In the light of these circumstances it is not an unpersuasive technicality to insist that because the parties to the litigation have made no motion the District Court is without power presently to ascertain the facts upon which its ultimate approval or disapproval of the compromise must be based? For these reasons in addition to those already given under this phase of the case, I conclude that Judge Kalodner presently is entitled to enter an order similar to that complained of. The appellate tribunal, therefore, should not now limit the exercise of his discretion by a writ of mandamus.

The petitioner asserts that the order of reference was made in violation of the requirements of Rule 53 (b) of the Civil Rules, in that no exceptional condition required it. Conceding that Rule 53 (b) of the present rules is similar in many respects to old Federal Equity Rule 59, 28 U.S.C.A. § 723 Appendix, I think that the conditions demonstrated by the Speese suit were sufficiently exceptional to justify the appointment of a master for the purposes I have indicated. The court below did not have a hearing in respect to the appointment prior to the entry of the order of reference, but an opportunity was given to the petitioner to be heard thereafter and full argument was had before the District Court on June 26 on the motion to vacate the order. This hearing should be deemed to be curative of any defect in the proceeding.

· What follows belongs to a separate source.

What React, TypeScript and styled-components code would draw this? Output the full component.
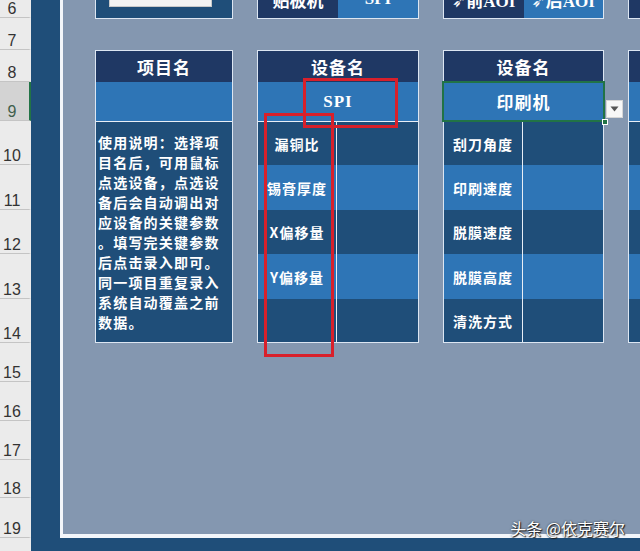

III. The District Court exceeded its powers in one respect. It directed the master to investigate as to whether or not there had been any violation of Rule X-10B-5 of the Securities and Exchange Commission relating to the employment of manipulative and deceptive devices. As is pointed out in the petitioner's brief, the rule of the Commission referred to was promulgated under Section 23 (a) of the Securities Exchange Act of 1934, 15 U.S.C.A. § 78w (a). The duty of investigation in respect to the violation of its regulations rests within the jurisdiction of the Commission and the jurisdiction and functions of the District Court in respect to violations to the Securities Exchange Act or the regulations of the Commission are prescribed and limited by statute. The function of investigation of violations of the Commission's regulations is beyond the power of the District Court and is not a matter embraced by the controversy presently before it or by any question incidental or ancillary thereto.

I conclude that the portion of the second paragraph of the order of June 9, reading: "the question as to whether or not there was any violation of Rule X-10B-5 'Employment of Manipulative and Deceptive Devices'" of the Securities and Exchange Commission was and is beyond the jurisdiction of the District Court. The rest of the order, however, I think is unexceptionable. Accordingly a writ of mandamus should issue to the District Court directing it to strike out the words last quoted from the order of reference. As to all other parts of the order, the writ should be refused and the rule discharged. The writ of prohibition should be refused and the rule issued in respect thereto should be discharged.

I am authorized to state that Judge McLAUGHLIN concurs in the views expressed in this opinion.